Pittsburgh Creche Endowment Fund
How the Crèche came to Pittsburgh is an example of how a diverse community joined together to accomplish a goal. In 1996, the Christian Leaders Fellowship displayed a Nativity scene near Gateway Center on city property. In 1998, the City of Pittsburgh decided such displays could no longer be erected on government property. Around this same time, Louis D. Astorino, a pre-eminent architect and member of the Christmas Festival Committee had visited the larger-than-life-sized Crèche at St. Peter’s Square in Rome’s Vatican City in 1993 and wanted to do something special for Pittsburgh’s Christmas Festival for the millennium.
In 1997, the Festival Committee and the Christian Leaders Fellowship approved Astorino’s proposal to duplicate the Crèche in St. Peter’s Square at a new downtown Pittsburgh location where even more people could linger to appreciate it. Then, Catholic Diocesan Bishop Donald Wuerl contacted USX Chairman Thomas Usher, who arranged for the Crèche to be displayed on private property on the plaza outside of what is now the U.S. Steel Tower. Workers at the Civic Light Opera’s Construction Center built the stable and, in Rome, Umberto Mezzana who designed the original stable worked with Petro Simonelli who crafted the first nativity scene figures.
Local foundations, businesses and unions contributed money, services and labor to the construction and assembly of the Crèche. The Sisters of the Holy Spirit now sew and maintain the clothes for all the life-sized figures. The new Crèche was dedicated on Dec. 6, 1999, and was displayed through Jan. 7, 2000. Every year since, volunteers and unions have donated their time and corporations have given services to help keep the Crèche a unique part of Pittsburgh’s holiday celebration. While much of the work on the Nativity is donated, not all the labor is free and other expenditures are necessary including truck rentals and police service. Because of winter weather conditions the nativity scene also suffers damage to the roof or to the plywood infrastructure and most years needs some repairs. It is for these additional labor and equipment costs and the as-needed restoration expenses that an endowment fund was created at The Pittsburgh Foundation.
Despite all of the donated services, approximately $70,000 is needed annually to maintain the Crèche and to house it when it is not on display. When a shortage of funds presented the possibility that the Crèche might be discontinued, Christians of all denominations not only responded to address the need, but worked with The Pittsburgh Foundation to create this fund to endow The Pittsburgh Crèche so that it could be appreciated and enjoyed by future generations of Pittsburghers.

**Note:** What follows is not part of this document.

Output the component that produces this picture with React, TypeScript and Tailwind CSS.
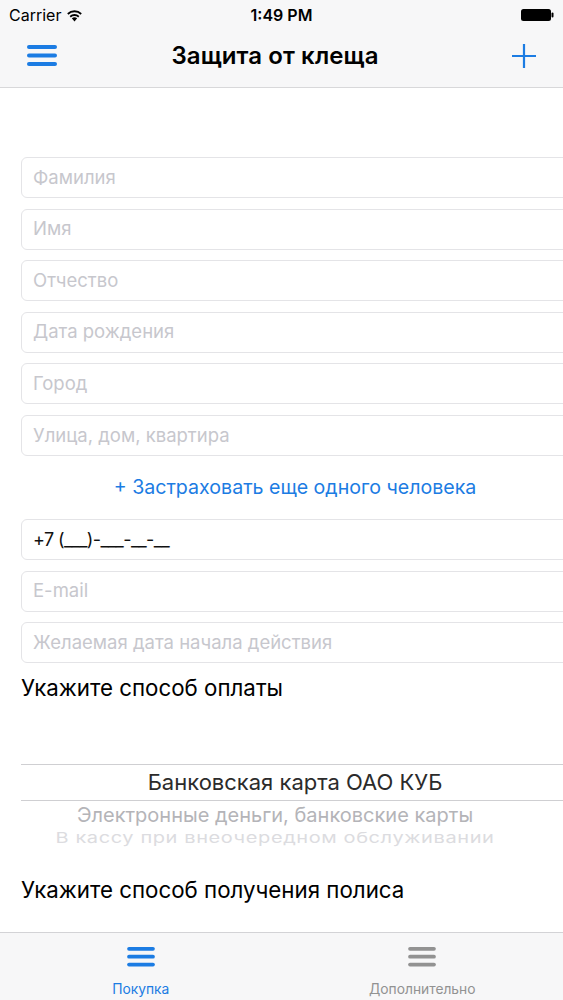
import React from "react";

const font = { fontFamily: "Inter, 'Noto Sans', sans-serif" };

function Hamburger({ color }: { color: string }) {
  return (
    <svg width="30" height="22" viewBox="0 0 30 22">
      <rect x="0" y="0" width="30" height="4" rx="2" fill={color} />
      <rect x="0" y="8.5" width="30" height="4" rx="2" fill={color} />
      <rect x="0" y="17" width="30" height="4" rx="2" fill={color} />
    </svg>
  );
}

function Field({ text, filled }: { text: string; filled?: boolean }) {
  return (
    <div className="h-[41px] w-[548px] shrink-0 rounded-[6px] border border-[#e4e4e7] bg-white flex items-center pl-[11px]">
      <span className={filled ? "text-[18px] text-[#111] tracking-[-0.6px]" : "text-[18.5px] text-[#c7c7cd]"}>{text}</span>
    </div>
  );
}

export default function App() {
  const first = ["Фамилия", "Имя", "Отчество", "Дата рождения", "Город", "Улица, дом, квартира"];

  return (
    <div className="h-[1000px] w-[563px] flex flex-col bg-white overflow-hidden" style={font}>
      {/* status bar */}
      <div className="h-[30px] bg-[#f7f7f8] grid grid-cols-3 items-center px-[9px]">
        <div className="flex items-center gap-[5px] text-[16px] text-black">
          <span>Carrier</span>
          <svg width="17" height="13" viewBox="0 0 17 13">
            <path d="M8.5 12.5 L5.8 9.3 A4.2 4.2 0 0 1 11.2 9.3 Z" fill="#000" />
            <path d="M3.6 7 A7.3 7.3 0 0 1 13.4 7 L12.2 8.4 A5.4 5.4 0 0 0 4.8 8.4 Z" fill="#000" />
            <path d="M1.2 4.2 A10.8 10.8 0 0 1 15.8 4.2 L14.6 5.7 A8.8 8.8 0 0 0 2.4 5.7 Z" fill="#000" />
          </svg>
        </div>
        <div className="text-center text-[16px] font-semibold text-black">1:49 PM</div>
        <div className="flex justify-end">
          <svg width="33" height="12" viewBox="0 0 33 12">
            <rect x="0" y="0" width="30" height="12" rx="2.5" fill="#000" />
            <rect x="30.5" y="3.5" width="2" height="5" rx="1" fill="#000" />
          </svg>
        </div>
      </div>

      {/* nav bar */}
      <div className="h-[58px] bg-[#f7f7f8] border-b border-[#d8d8da] flex items-center px-[27px] pb-[6px]">
        <Hamburger color="#1c7ce3" />
        <div className="flex-1 text-center text-[24px] font-semibold text-black tracking-[0.1px] pr-[18px]">Защита от клеща</div>
        <svg width="26" height="26" viewBox="0 0 26 26" className="mr-[-1px]">
          <path d="M13 1 V25 M1 13 H25" stroke="#1c7ce3" strokeWidth="2.2" />
        </svg>
      </div>

      {/* content */}
      <div className="flex-1 flex flex-col pl-[21px] pt-[69px] overflow-hidden">
        <div className="flex flex-col gap-[10.6px]">
          {first.map((t) => (
            <Field key={t} text={t} />
          ))}
        </div>
        <div className="h-[63px] w-[548px] flex items-center justify-center text-[19.6px] text-[#1c7ce3]">
          + Застраховать еще одного человека
        </div>
        <div className="flex flex-col gap-[10.6px]">
          <Field text="+7 (___)-___-__-__" filled />
          <Field text="E-mail" />
          <Field text="Желаемая дата начала действия" />
        </div>
        <div className="mt-[12px] h-[26px] flex items-center text-[22.3px] text-black">Укажите способ оплаты</div>

        {/* picker */}
        <div className="mt-[63px] w-[548px] h-[83px] overflow-hidden flex flex-col">
          <div className="h-[37px] shrink-0 border-y border-[#cfcfd2] flex items-center justify-center text-[22px] text-[#2b2b2b]">
            Банковская карта ОАО КУБ
          </div>
          <div className="h-[28px] shrink-0 flex items-center justify-center pr-[40px] text-[20px] text-[#b4b4b8]">
            Электронные деньги, банковские карты
          </div>
          <div className="h-[18px] shrink-0 flex items-center justify-center pr-[40px] text-[20px] text-[#dcdce0] tracking-[0.6px] scale-y-[0.75]">
            В кассу при внеочередном обслуживании
          </div>
        </div>

        <div className="mt-[30px] h-[26px] flex items-center text-[22.3px] text-black">Укажите способ получения полиса</div>
      </div>

      {/* tab bar */}
      <div className="h-[68px] shrink-0 bg-[#f7f7f8] border-t border-[#d3d3d6] flex">
        <div className="flex-1 flex flex-col items-center pt-[14px]">
          <Hamburger color="#1c7ce3" />
          <span className="mt-[12px] text-[13.8px] text-[#1c7ce3]">Покупка</span>
        </div>
        <div className="flex-1 flex flex-col items-center pt-[14px]">
          <Hamburger color="#929292" />
          <span className="mt-[12px] text-[13.8px] text-[#929292]">Дополнительно</span>
        </div>
      </div>
    </div>
  );
}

The annual dedication of The Pittsburgh’s Crèche opens on Pittsburgh’s annual Light Up Night in November and remains open through Epiphany in early January. Each year an estimated 250,000 people stop to gaze at the life-like replicas and the manger scene that is the reason for the holiday celebration. The Crèche has become an attraction to downtown Pittsburgh allowing residents and out-of-towners to connect their beliefs with the joy of the season.